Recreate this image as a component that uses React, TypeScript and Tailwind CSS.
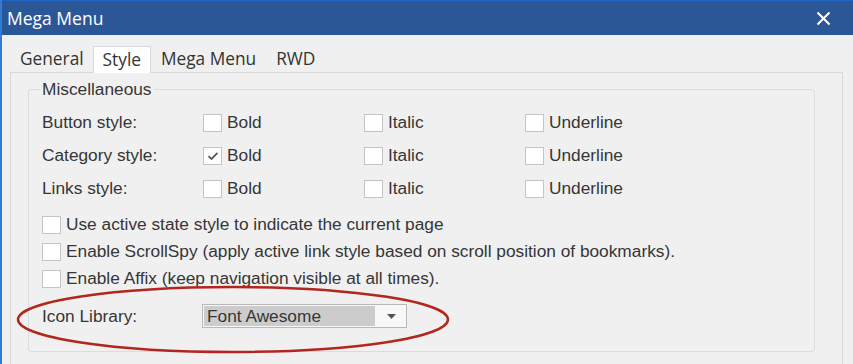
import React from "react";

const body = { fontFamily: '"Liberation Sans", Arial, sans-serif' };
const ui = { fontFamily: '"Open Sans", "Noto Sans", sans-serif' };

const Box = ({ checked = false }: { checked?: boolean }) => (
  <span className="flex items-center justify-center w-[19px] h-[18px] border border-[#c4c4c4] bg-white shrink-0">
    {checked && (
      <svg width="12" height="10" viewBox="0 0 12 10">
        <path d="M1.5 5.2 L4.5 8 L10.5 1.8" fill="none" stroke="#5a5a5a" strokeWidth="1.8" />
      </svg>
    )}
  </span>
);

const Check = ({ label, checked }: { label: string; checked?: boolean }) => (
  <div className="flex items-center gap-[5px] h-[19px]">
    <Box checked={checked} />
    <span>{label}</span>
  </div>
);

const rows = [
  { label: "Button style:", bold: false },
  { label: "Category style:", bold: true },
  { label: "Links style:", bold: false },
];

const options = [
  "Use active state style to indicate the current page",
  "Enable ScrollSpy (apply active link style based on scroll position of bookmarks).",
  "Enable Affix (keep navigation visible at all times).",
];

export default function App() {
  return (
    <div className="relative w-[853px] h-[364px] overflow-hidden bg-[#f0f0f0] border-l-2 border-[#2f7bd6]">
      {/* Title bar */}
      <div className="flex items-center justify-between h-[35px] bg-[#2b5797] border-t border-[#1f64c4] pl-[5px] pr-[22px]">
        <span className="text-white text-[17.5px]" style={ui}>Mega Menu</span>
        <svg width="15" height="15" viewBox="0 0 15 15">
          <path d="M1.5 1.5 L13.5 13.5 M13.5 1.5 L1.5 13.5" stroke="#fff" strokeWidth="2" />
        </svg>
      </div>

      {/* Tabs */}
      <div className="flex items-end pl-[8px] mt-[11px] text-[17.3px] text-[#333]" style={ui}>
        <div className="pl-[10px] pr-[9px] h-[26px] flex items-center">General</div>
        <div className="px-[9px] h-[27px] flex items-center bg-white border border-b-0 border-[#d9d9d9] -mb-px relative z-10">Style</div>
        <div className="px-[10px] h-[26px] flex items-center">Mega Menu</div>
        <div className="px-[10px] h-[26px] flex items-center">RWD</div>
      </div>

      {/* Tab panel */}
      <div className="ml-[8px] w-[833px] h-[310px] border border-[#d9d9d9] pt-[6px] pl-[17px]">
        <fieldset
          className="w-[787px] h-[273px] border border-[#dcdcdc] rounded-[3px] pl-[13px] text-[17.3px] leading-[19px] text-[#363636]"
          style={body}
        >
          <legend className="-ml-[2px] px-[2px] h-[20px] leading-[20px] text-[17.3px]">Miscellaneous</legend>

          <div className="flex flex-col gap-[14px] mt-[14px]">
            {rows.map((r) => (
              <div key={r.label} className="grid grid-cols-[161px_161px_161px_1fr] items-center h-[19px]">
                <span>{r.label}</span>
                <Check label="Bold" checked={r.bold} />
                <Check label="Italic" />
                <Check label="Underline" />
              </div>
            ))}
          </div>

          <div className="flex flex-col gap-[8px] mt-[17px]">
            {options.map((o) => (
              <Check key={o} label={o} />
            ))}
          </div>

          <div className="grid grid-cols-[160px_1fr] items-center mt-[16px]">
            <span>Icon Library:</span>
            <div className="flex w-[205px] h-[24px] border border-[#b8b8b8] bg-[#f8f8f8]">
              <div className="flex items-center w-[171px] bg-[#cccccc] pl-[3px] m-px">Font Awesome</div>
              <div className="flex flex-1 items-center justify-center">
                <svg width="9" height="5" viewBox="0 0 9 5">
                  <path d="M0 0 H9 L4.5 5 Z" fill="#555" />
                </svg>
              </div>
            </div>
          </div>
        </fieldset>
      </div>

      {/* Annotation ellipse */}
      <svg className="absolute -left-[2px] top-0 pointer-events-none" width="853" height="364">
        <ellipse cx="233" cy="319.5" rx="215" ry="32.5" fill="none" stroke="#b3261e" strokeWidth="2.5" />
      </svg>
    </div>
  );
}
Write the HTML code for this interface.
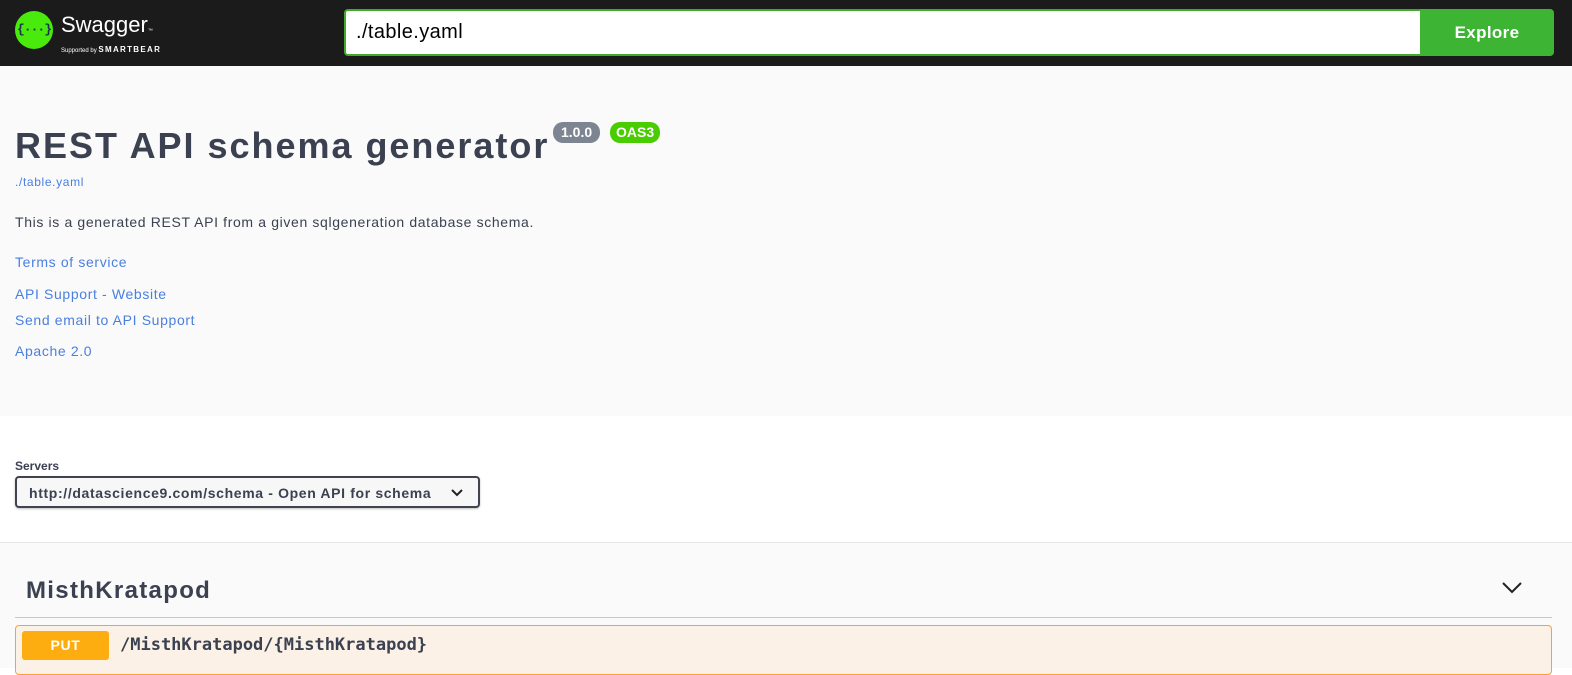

WHAT THE TASK REQUIRES: Your task is to return the entries above exactly, with no pictures.

SOLUTION FOR THIS PROBLEM:
Recreate this image as a component that uses React, TypeScript and Tailwind CSS.
import React from "react";

const body = { fontFamily: '"Liberation Sans", Arial, sans-serif' };
const ui = { fontFamily: '"Open Sans", "Noto Sans", sans-serif' };

const Box = ({ checked = false }: { checked?: boolean }) => (
  <span className="flex items-center justify-center w-[19px] h-[18px] border border-[#c4c4c4] bg-white shrink-0">
    {checked && (
      <svg width="12" height="10" viewBox="0 0 12 10">
        <path d="M1.5 5.2 L4.5 8 L10.5 1.8" fill="none" stroke="#5a5a5a" strokeWidth="1.8" />
      </svg>
    )}
  </span>
);

const Check = ({ label, checked }: { label: string; checked?: boolean }) => (
  <div className="flex items-center gap-[5px] h-[19px]">
    <Box checked={checked} />
    <span>{label}</span>
  </div>
);

const rows = [
  { label: "Button style:", bold: false },
  { label: "Category style:", bold: true },
  { label: "Links style:", bold: false },
];

const options = [
  "Use active state style to indicate the current page",
  "Enable ScrollSpy (apply active link style based on scroll position of bookmarks).",
  "Enable Affix (keep navigation visible at all times).",
];

export default function App() {
  return (
    <div className="relative w-[853px] h-[364px] overflow-hidden bg-[#f0f0f0] border-l-2 border-[#2f7bd6]">
      {/* Title bar */}
      <div className="flex items-center justify-between h-[35px] bg-[#2b5797] border-t border-[#1f64c4] pl-[5px] pr-[22px]">
        <span className="text-white text-[17.5px]" style={ui}>Mega Menu</span>
        <svg width="15" height="15" viewBox="0 0 15 15">
          <path d="M1.5 1.5 L13.5 13.5 M13.5 1.5 L1.5 13.5" stroke="#fff" strokeWidth="2" />
        </svg>
      </div>

      {/* Tabs */}
      <div className="flex items-end pl-[8px] mt-[11px] text-[17.3px] text-[#333]" style={ui}>
        <div className="pl-[10px] pr-[9px] h-[26px] flex items-center">General</div>
        <div className="px-[9px] h-[27px] flex items-center bg-white border border-b-0 border-[#d9d9d9] -mb-px relative z-10">Style</div>
        <div className="px-[10px] h-[26px] flex items-center">Mega Menu</div>
        <div className="px-[10px] h-[26px] flex items-center">RWD</div>
      </div>

      {/* Tab panel */}
      <div className="ml-[8px] w-[833px] h-[310px] border border-[#d9d9d9] pt-[6px] pl-[17px]">
        <fieldset
          className="w-[787px] h-[273px] border border-[#dcdcdc] rounded-[3px] pl-[13px] text-[17.3px] leading-[19px] text-[#363636]"
          style={body}
        >
          <legend className="-ml-[2px] px-[2px] h-[20px] leading-[20px] text-[17.3px]">Miscellaneous</legend>

          <div className="flex flex-col gap-[14px] mt-[14px]">
            {rows.map((r) => (
              <div key={r.label} className="grid grid-cols-[161px_161px_161px_1fr] items-center h-[19px]">
                <span>{r.label}</span>
                <Check label="Bold" checked={r.bold} />
                <Check label="Italic" />
                <Check label="Underline" />
              </div>
            ))}
          </div>

          <div className="flex flex-col gap-[8px] mt-[17px]">
            {options.map((o) => (
              <Check key={o} label={o} />
            ))}
          </div>

          <div className="grid grid-cols-[160px_1fr] items-center mt-[16px]">
            <span>Icon Library:</span>
            <div className="flex w-[205px] h-[24px] border border-[#b8b8b8] bg-[#f8f8f8]">
              <div className="flex items-center w-[171px] bg-[#cccccc] pl-[3px] m-px">Font Awesome</div>
              <div className="flex flex-1 items-center justify-center">
                <svg width="9" height="5" viewBox="0 0 9 5">
                  <path d="M0 0 H9 L4.5 5 Z" fill="#555" />
                </svg>
              </div>
            </div>
          </div>
        </fieldset>
      </div>

      {/* Annotation ellipse */}
      <svg className="absolute -left-[2px] top-0 pointer-events-none" width="853" height="364">
        <ellipse cx="233" cy="319.5" rx="215" ry="32.5" fill="none" stroke="#b3261e" strokeWidth="2.5" />
      </svg>
    </div>
  );
}
Write the HTML code for this interface.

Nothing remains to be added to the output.